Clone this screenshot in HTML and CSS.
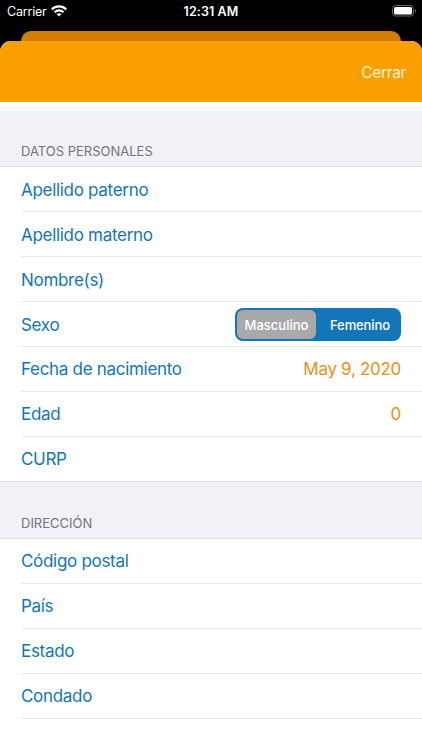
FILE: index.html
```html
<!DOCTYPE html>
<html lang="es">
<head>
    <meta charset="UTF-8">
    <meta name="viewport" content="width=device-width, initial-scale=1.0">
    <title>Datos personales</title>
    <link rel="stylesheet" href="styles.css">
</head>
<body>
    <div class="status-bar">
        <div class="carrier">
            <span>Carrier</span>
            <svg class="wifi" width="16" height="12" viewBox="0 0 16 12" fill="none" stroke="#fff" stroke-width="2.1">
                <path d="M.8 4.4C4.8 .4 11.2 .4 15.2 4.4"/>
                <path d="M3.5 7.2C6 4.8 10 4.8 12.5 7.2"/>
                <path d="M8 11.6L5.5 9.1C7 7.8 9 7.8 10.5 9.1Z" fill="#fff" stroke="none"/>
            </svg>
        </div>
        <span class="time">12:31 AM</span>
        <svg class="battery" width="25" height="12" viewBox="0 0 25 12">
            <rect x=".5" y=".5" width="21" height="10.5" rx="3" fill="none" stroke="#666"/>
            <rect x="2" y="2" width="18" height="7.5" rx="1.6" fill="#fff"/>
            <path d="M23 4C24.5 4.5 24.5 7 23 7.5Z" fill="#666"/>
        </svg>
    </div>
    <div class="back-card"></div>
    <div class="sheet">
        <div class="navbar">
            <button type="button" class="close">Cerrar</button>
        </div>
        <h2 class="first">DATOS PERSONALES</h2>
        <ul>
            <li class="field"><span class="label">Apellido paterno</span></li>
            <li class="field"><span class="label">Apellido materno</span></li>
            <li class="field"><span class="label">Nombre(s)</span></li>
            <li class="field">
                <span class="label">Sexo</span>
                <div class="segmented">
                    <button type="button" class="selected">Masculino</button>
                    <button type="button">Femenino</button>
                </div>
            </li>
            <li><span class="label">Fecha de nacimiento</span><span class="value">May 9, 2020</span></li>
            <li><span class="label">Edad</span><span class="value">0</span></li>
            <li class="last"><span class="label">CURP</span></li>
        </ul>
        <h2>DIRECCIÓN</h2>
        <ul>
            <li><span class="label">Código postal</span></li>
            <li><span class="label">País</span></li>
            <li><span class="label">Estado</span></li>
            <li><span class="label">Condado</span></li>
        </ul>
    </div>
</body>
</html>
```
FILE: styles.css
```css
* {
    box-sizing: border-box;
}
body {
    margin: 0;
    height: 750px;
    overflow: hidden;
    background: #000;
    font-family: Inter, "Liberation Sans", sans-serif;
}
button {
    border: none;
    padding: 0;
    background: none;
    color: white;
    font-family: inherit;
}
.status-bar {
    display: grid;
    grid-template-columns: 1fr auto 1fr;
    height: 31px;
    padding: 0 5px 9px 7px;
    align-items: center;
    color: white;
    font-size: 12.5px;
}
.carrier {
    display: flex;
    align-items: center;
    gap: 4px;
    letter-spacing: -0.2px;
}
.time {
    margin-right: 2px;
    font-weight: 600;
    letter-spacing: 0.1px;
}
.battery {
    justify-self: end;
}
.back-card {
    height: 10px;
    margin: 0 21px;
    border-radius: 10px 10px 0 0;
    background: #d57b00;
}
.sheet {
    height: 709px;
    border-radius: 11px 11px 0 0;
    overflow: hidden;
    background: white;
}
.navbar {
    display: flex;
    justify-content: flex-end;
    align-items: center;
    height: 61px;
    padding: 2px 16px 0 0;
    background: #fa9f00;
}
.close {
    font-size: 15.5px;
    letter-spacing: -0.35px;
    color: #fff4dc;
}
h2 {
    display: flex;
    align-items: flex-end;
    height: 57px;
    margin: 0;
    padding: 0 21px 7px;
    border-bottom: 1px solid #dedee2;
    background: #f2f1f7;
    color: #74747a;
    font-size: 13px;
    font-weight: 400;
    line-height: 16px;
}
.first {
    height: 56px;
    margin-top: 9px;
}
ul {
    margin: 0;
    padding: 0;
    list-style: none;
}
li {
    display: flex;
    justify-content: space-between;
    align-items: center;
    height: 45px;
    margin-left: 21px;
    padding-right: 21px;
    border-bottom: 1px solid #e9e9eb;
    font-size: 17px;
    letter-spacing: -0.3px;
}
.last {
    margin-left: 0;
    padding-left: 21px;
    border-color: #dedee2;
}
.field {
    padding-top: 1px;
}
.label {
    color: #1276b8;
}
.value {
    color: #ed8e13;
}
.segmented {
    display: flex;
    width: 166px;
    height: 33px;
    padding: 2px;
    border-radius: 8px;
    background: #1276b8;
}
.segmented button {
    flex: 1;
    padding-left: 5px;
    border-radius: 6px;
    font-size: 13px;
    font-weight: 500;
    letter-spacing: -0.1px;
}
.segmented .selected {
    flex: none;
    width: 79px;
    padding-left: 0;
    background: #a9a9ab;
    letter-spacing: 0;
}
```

STATED PROBLEM :: Retype the whole listing, keeping every line identical and omitting all pictures.

SOLUTION TO THIS PROBLEM ::
Clone this screenshot in HTML and CSS.
FILE: index.html
```html
<!DOCTYPE html>
<html lang="es">
<head>
    <meta charset="UTF-8">
    <meta name="viewport" content="width=device-width, initial-scale=1.0">
    <title>Datos personales</title>
    <link rel="stylesheet" href="styles.css">
</head>
<body>
    <div class="status-bar">
        <div class="carrier">
            <span>Carrier</span>
            <svg class="wifi" width="16" height="12" viewBox="0 0 16 12" fill="none" stroke="#fff" stroke-width="2.1">
                <path d="M.8 4.4C4.8 .4 11.2 .4 15.2 4.4"/>
                <path d="M3.5 7.2C6 4.8 10 4.8 12.5 7.2"/>
                <path d="M8 11.6L5.5 9.1C7 7.8 9 7.8 10.5 9.1Z" fill="#fff" stroke="none"/>
            </svg>
        </div>
        <span class="time">12:31 AM</span>
        <svg class="battery" width="25" height="12" viewBox="0 0 25 12">
            <rect x=".5" y=".5" width="21" height="10.5" rx="3" fill="none" stroke="#666"/>
            <rect x="2" y="2" width="18" height="7.5" rx="1.6" fill="#fff"/>
            <path d="M23 4C24.5 4.5 24.5 7 23 7.5Z" fill="#666"/>
        </svg>
    </div>
    <div class="back-card"></div>
    <div class="sheet">
        <div class="navbar">
            <button type="button" class="close">Cerrar</button>
        </div>
        <h2 class="first">DATOS PERSONALES</h2>
        <ul>
            <li class="field"><span class="label">Apellido paterno</span></li>
            <li class="field"><span class="label">Apellido materno</span></li>
            <li class="field"><span class="label">Nombre(s)</span></li>
            <li class="field">
                <span class="label">Sexo</span>
                <div class="segmented">
                    <button type="button" class="selected">Masculino</button>
                    <button type="button">Femenino</button>
                </div>
            </li>
            <li><span class="label">Fecha de nacimiento</span><span class="value">May 9, 2020</span></li>
            <li><span class="label">Edad</span><span class="value">0</span></li>
            <li class="last"><span class="label">CURP</span></li>
        </ul>
        <h2>DIRECCIÓN</h2>
        <ul>
            <li><span class="label">Código postal</span></li>
            <li><span class="label">País</span></li>
            <li><span class="label">Estado</span></li>
            <li><span class="label">Condado</span></li>
        </ul>
    </div>
</body>
</html>
```
FILE: styles.css
```css
* {
    box-sizing: border-box;
}
body {
    margin: 0;
    height: 750px;
    overflow: hidden;
    background: #000;
    font-family: Inter, "Liberation Sans", sans-serif;
}
button {
    border: none;
    padding: 0;
    background: none;
    color: white;
    font-family: inherit;
}
.status-bar {
    display: grid;
    grid-template-columns: 1fr auto 1fr;
    height: 31px;
    padding: 0 5px 9px 7px;
    align-items: center;
    color: white;
    font-size: 12.5px;
}
.carrier {
    display: flex;
    align-items: center;
    gap: 4px;
    letter-spacing: -0.2px;
}
.time {
    margin-right: 2px;
    font-weight: 600;
    letter-spacing: 0.1px;
}
.battery {
    justify-self: end;
}
.back-card {
    height: 10px;
    margin: 0 21px;
    border-radius: 10px 10px 0 0;
    background: #d57b00;
}
.sheet {
    height: 709px;
    border-radius: 11px 11px 0 0;
    overflow: hidden;
    background: white;
}
.navbar {
    display: flex;
    justify-content: flex-end;
    align-items: center;
    height: 61px;
    padding: 2px 16px 0 0;
    background: #fa9f00;
}
.close {
    font-size: 15.5px;
    letter-spacing: -0.35px;
    color: #fff4dc;
}
h2 {
    display: flex;
    align-items: flex-end;
    height: 57px;
    margin: 0;
    padding: 0 21px 7px;
    border-bottom: 1px solid #dedee2;
    background: #f2f1f7;
    color: #74747a;
    font-size: 13px;
    font-weight: 400;
    line-height: 16px;
}
.first {
    height: 56px;
    margin-top: 9px;
}
ul {
    margin: 0;
    padding: 0;
    list-style: none;
}
li {
    display: flex;
    justify-content: space-between;
    align-items: center;
    height: 45px;
    margin-left: 21px;
    padding-right: 21px;
    border-bottom: 1px solid #e9e9eb;
    font-size: 17px;
    letter-spacing: -0.3px;
}
.last {
    margin-left: 0;
    padding-left: 21px;
    border-color: #dedee2;
}
.field {
    padding-top: 1px;
}
.label {
    color: #1276b8;
}
.value {
    color: #ed8e13;
}
.segmented {
    display: flex;
    width: 166px;
    height: 33px;
    padding: 2px;
    border-radius: 8px;
    background: #1276b8;
}
.segmented button {
    flex: 1;
    padding-left: 5px;
    border-radius: 6px;
    font-size: 13px;
    font-weight: 500;
    letter-spacing: -0.1px;
}
.segmented .selected {
    flex: none;
    width: 79px;
    padding-left: 0;
    background: #a9a9ab;
    letter-spacing: 0;
}
```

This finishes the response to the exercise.